### INPUT RECORDS

--------

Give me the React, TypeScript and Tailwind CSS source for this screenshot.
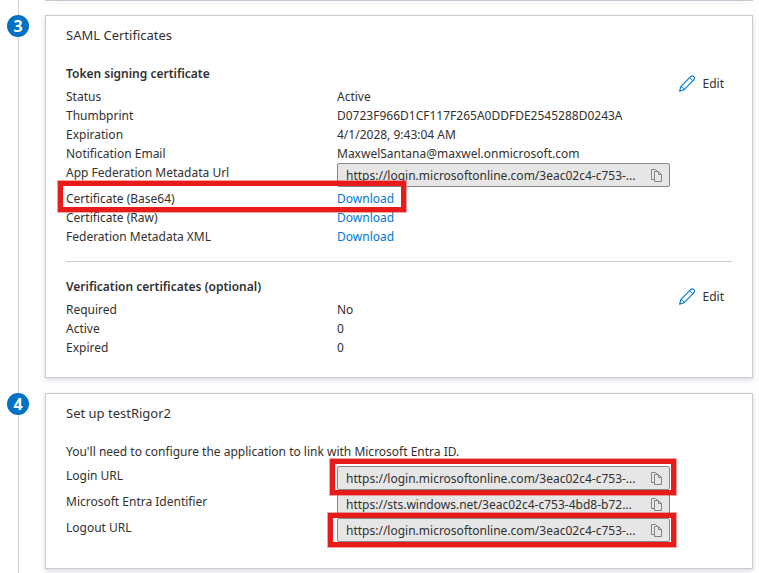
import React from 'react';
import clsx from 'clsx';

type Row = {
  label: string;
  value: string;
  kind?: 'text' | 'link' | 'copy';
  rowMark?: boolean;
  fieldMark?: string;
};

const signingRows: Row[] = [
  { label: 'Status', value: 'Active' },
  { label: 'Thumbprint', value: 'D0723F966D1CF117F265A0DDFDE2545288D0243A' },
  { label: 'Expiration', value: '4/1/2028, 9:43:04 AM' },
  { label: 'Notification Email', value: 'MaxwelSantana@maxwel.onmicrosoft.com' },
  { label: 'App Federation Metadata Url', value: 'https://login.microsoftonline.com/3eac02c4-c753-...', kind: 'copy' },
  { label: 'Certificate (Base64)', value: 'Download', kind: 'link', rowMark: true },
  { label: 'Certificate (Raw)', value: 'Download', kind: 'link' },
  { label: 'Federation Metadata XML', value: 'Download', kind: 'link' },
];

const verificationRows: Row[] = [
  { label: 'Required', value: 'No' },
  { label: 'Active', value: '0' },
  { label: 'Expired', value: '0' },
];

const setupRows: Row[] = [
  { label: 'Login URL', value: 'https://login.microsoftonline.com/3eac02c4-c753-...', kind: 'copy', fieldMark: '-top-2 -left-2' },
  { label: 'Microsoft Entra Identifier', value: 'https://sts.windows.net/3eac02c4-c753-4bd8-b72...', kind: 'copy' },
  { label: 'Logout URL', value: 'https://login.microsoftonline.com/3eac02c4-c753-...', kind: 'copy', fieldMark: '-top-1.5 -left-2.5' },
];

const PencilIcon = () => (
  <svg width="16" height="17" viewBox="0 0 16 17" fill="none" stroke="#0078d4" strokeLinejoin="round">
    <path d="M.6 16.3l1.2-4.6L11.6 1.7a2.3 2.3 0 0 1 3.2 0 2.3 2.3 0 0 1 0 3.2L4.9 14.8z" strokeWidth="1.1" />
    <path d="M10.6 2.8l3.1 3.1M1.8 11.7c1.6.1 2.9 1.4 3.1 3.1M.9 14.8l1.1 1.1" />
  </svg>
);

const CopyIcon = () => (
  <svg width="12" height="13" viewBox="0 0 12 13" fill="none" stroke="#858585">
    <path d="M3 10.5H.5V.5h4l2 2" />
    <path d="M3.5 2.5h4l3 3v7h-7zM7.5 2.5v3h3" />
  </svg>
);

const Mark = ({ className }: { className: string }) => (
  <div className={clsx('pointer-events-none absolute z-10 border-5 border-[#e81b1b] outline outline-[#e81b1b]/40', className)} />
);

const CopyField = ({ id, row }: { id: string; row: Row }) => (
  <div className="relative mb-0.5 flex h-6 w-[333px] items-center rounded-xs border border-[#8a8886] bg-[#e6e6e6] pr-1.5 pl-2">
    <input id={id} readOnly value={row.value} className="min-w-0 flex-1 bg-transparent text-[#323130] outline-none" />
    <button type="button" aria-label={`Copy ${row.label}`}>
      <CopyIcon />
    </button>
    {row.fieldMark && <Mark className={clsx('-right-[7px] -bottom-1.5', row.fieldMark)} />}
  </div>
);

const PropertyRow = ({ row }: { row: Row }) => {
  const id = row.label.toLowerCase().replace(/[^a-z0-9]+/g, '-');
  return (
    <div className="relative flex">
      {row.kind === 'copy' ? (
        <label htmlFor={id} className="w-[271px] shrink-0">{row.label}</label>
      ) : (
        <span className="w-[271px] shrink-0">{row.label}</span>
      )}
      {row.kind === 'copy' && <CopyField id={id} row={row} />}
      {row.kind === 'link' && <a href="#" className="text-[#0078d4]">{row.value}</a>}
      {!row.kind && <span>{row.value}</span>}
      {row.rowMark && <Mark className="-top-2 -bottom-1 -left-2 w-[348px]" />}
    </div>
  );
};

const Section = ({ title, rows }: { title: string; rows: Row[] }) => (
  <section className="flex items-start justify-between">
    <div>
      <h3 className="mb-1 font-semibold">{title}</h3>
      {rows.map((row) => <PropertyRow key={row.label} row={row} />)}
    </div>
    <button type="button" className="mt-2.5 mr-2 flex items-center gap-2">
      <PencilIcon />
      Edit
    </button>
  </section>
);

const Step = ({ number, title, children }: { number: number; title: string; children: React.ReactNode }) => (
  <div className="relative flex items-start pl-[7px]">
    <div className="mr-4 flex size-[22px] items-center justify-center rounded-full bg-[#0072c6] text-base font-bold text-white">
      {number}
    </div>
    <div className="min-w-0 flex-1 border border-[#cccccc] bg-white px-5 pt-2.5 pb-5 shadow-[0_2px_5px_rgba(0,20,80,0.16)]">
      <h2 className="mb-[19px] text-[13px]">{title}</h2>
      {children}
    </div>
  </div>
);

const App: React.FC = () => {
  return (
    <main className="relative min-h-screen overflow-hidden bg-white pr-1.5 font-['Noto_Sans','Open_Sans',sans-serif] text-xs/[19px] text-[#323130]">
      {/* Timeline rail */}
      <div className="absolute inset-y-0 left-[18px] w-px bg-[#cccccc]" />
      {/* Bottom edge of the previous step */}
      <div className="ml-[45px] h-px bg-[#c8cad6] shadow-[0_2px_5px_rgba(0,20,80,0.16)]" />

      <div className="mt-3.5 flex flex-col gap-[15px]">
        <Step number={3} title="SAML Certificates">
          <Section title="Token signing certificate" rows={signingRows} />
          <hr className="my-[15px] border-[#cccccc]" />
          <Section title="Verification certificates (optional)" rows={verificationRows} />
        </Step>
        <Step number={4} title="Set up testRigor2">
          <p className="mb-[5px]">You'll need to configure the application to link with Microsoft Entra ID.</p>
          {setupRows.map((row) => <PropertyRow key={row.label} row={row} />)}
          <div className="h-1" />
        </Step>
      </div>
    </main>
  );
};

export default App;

--------

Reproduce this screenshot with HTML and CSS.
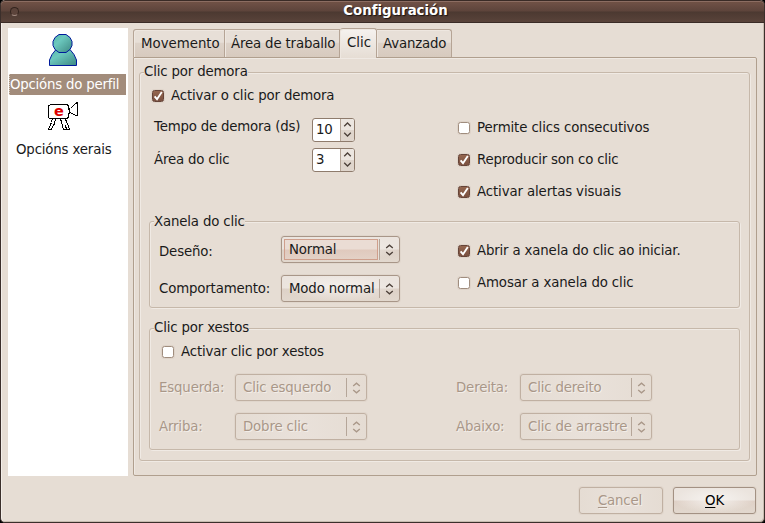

--------

### TASK STATEMENT
State how many lines in the entries above include the word "screenshot"; reply with the number alone.

### FINISHED EXERCISE
2